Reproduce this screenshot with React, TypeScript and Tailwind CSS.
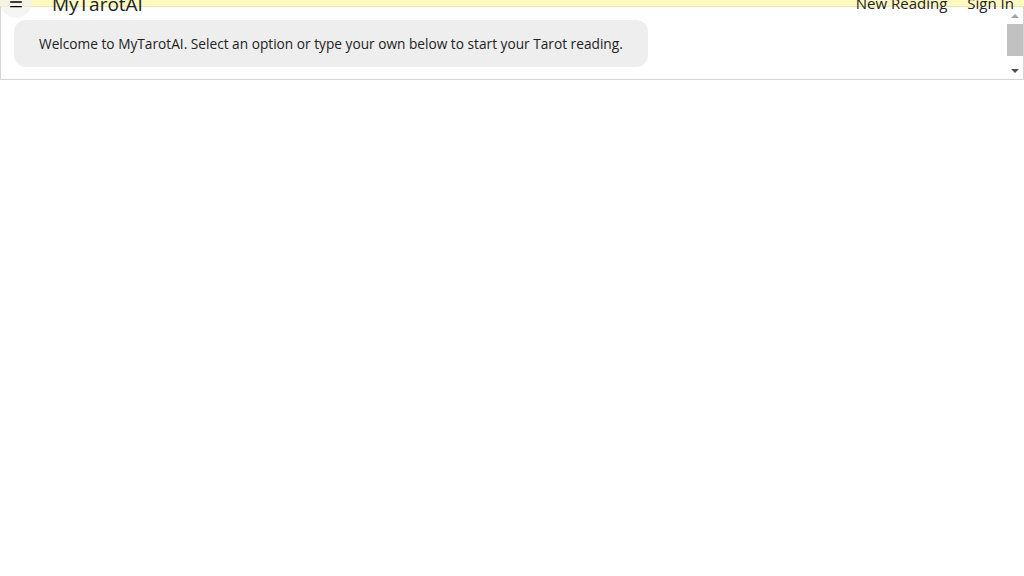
import { Menu } from 'lucide-react';

export default function App() {
  return (
    <div className="min-h-screen bg-white text-[#222] font-['Open_Sans',sans-serif]">
      {/* header, mostly scrolled out of view */}
      <header className="relative z-10 flex h-[7px] flex-col bg-[#fef9c3] border-b border-[#eee6a6]">
        <div className="-mt-[14px] flex h-8 shrink-0 items-center justify-between pr-[10px]">
          <div className="flex items-center">
            <button className="flex h-8 w-8 items-center justify-center rounded-full bg-[#f1f1f1]/70">
              <Menu size={16} strokeWidth={2} className="text-black" />
            </button>
            <span className="ml-5 mt-[4px] text-[19px] text-[#222]">MyTarotAI</span>
          </div>
          <nav className="mt-[3px] flex items-center gap-5 text-[15px] text-[#222]">
            <span>New Reading</span>
            <span>Sign In</span>
          </nav>
        </div>
      </header>

      <div className="flex h-[73px] border border-t-0 border-[#d4d4d4]">
        <div className="flex-1 overflow-hidden pl-[13px] pt-[13px]">
          <div className="inline-block rounded-xl bg-[#eeeeee] px-[25px] py-[13px] text-[13.7px] leading-[21px]">
            Welcome to MyTarotAI. Select an option or type your own below to start your Tarot reading.
          </div>
        </div>
        <div className="flex w-[16px] flex-col items-center bg-white">
          <div className="flex h-[17px] w-full items-center justify-center">
            <div className="h-0 w-0 border-x-[4px] border-b-[4px] border-x-transparent border-b-[#a3a3a3]" />
          </div>
          <div className="h-[32px] w-full bg-[#c1c1c1]" />
          <div className="flex-1" />
          <div className="flex h-[17px] w-full items-center justify-center">
            <div className="h-0 w-0 border-x-[4px] border-t-[4px] border-x-transparent border-t-[#505050]" />
          </div>
        </div>
      </div>
    </div>
  );
}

════════════════

Aim of the task
Quote the data above in full, leaving out the pictures it holds.

Written solution
Reproduce this screenshot with React, TypeScript and Tailwind CSS.
import { Menu } from 'lucide-react';

export default function App() {
  return (
    <div className="min-h-screen bg-white text-[#222] font-['Open_Sans',sans-serif]">
      {/* header, mostly scrolled out of view */}
      <header className="relative z-10 flex h-[7px] flex-col bg-[#fef9c3] border-b border-[#eee6a6]">
        <div className="-mt-[14px] flex h-8 shrink-0 items-center justify-between pr-[10px]">
          <div className="flex items-center">
            <button className="flex h-8 w-8 items-center justify-center rounded-full bg-[#f1f1f1]/70">
              <Menu size={16} strokeWidth={2} className="text-black" />
            </button>
            <span className="ml-5 mt-[4px] text-[19px] text-[#222]">MyTarotAI</span>
          </div>
          <nav className="mt-[3px] flex items-center gap-5 text-[15px] text-[#222]">
            <span>New Reading</span>
            <span>Sign In</span>
          </nav>
        </div>
      </header>

      <div className="flex h-[73px] border border-t-0 border-[#d4d4d4]">
        <div className="flex-1 overflow-hidden pl-[13px] pt-[13px]">
          <div className="inline-block rounded-xl bg-[#eeeeee] px-[25px] py-[13px] text-[13.7px] leading-[21px]">
            Welcome to MyTarotAI. Select an option or type your own below to start your Tarot reading.
          </div>
        </div>
        <div className="flex w-[16px] flex-col items-center bg-white">
          <div className="flex h-[17px] w-full items-center justify-center">
            <div className="h-0 w-0 border-x-[4px] border-b-[4px] border-x-transparent border-b-[#a3a3a3]" />
          </div>
          <div className="h-[32px] w-full bg-[#c1c1c1]" />
          <div className="flex-1" />
          <div className="flex h-[17px] w-full items-center justify-center">
            <div className="h-0 w-0 border-x-[4px] border-t-[4px] border-x-transparent border-t-[#505050]" />
          </div>
        </div>
      </div>
    </div>
  );
}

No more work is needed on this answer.